ASD rolls up its sleeves to assess school damage across the district
ASD Superintendent Dr. Deena Bishop announced Sunday afternoon that the schools would be closed through Friday, Dec. 7. Initially, the school district hoped to have students back in their classrooms on Wednesday, Dec. 5.
"Wednesday might have been a little aggressive," Kelly Kass with the ASD maintenance department said. "Now with the additional time, we're trying to do the best we can to get every school open, not just a few of them."
The school district has a crew of about 100 people checking each of the 4,000 classrooms in the 92 school buildings and facilities — numbers cited by ASD officials on Sunday — within the district. The overall floor space of those buildings covers 7.8 million square feet.

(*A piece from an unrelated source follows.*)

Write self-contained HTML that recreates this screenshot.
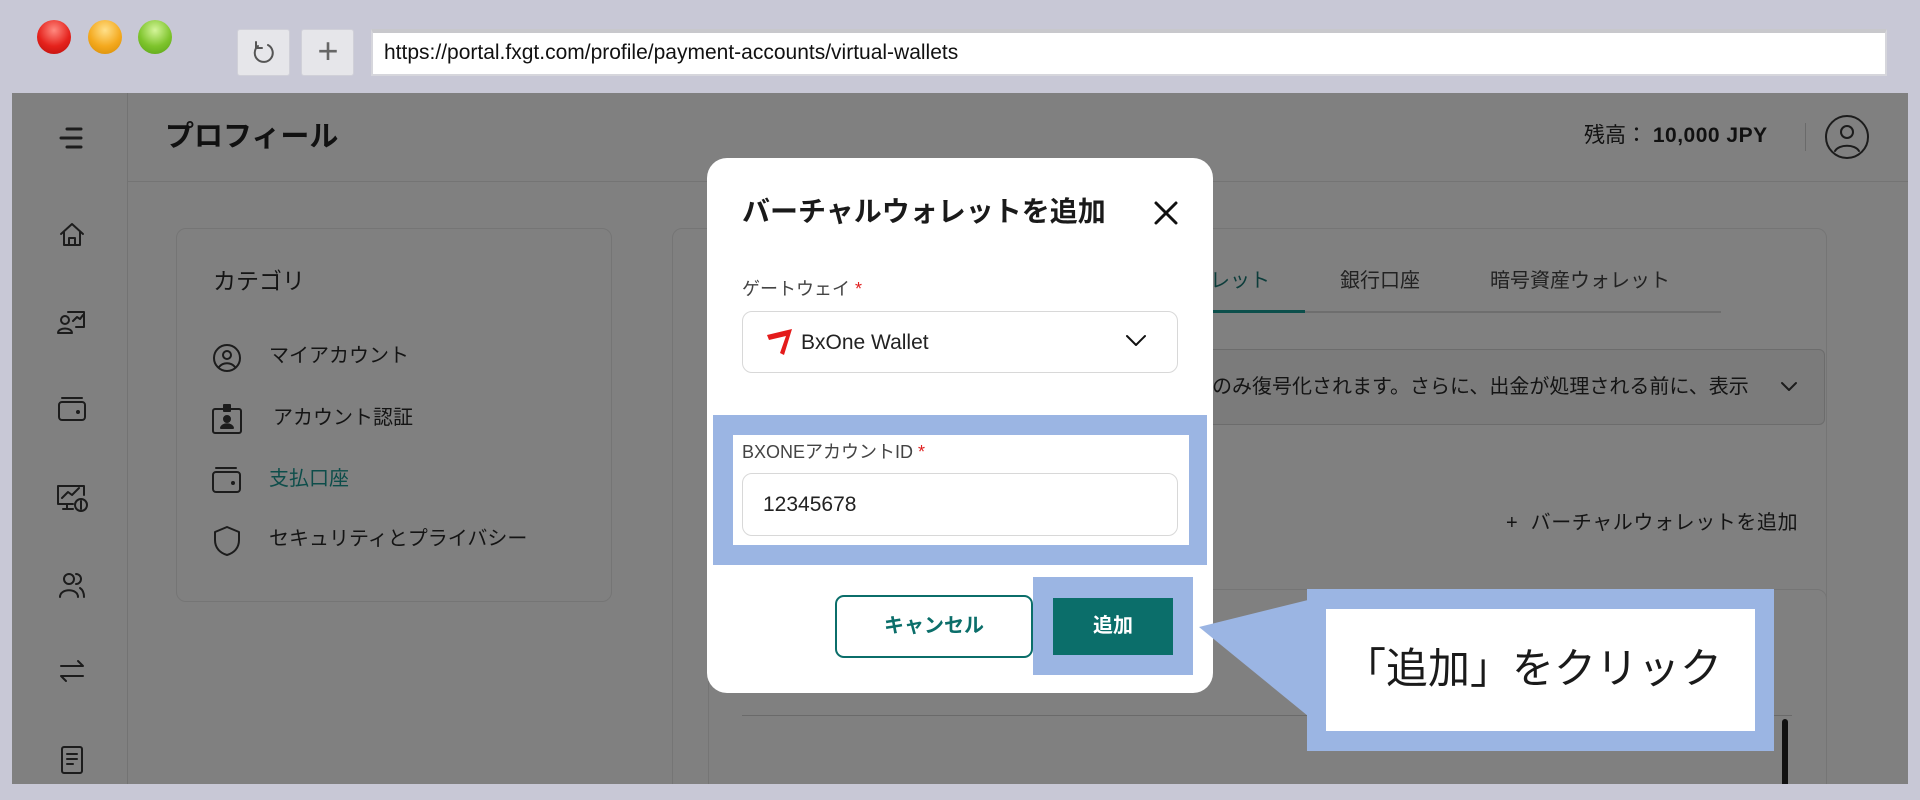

"They are very deliberate because the goal is, we're not going back into a building that isn't for sure secure and safe," Bishop said. "There is so much to clean up and check out. The fire suppression systems in our buildings, many of them went off. The damage isn't structural, it's really damage due to water and ceiling tiles falling down."
So many tiles that the district is having a difficult time finding enough replacements.
"We're having a hard time sourcing enough ceiling tile to complete all of our schools," Kass said. "In the meantime, we're going to secure lights and tiles and just do as many as we can and go from there."
Bartlett, Dimond and Eagle River high schools were some of the hardest hit.
"It's pretty much the same problems in each," Kass said. "Just different areas. Some have more tiles down, others have more water damage and others have glass cleanup."
The district uses a system to let it know which school needs to most work and which ones are close to being ready.
"Schools move from red to yellow, or amber, to green tag status," Bishop said. "When we say 'red tag' that doesn't mean that the school is taken offline totally. It means it is not ready for regular occupancy for teachers to come back in. We haven't had any information that any school is done for the rest of the year. Red tag means it needs a lot of work and cleanup. Bartlett here was just a red tag and moved to amber because of the work done. Some schools may be operational but need certain areas blocked off."
Once a school reaches green tag status, it means it is safe and secure enough to allow teachers back in to assess their classrooms and start their own clean up process.
"We know many students left items behind," Bishop said. "If a school is green tagged, [they] will be allowed in to get their items."
The school district will release the names of the schools and their current status on Monday.
"People want to know the status of their school," Bishop said. "Of the 92 facilities in our district, 64 have had walk-throughs already."
With a lot of information and debris still left to sort through, ASD says it's ready to face the challenge.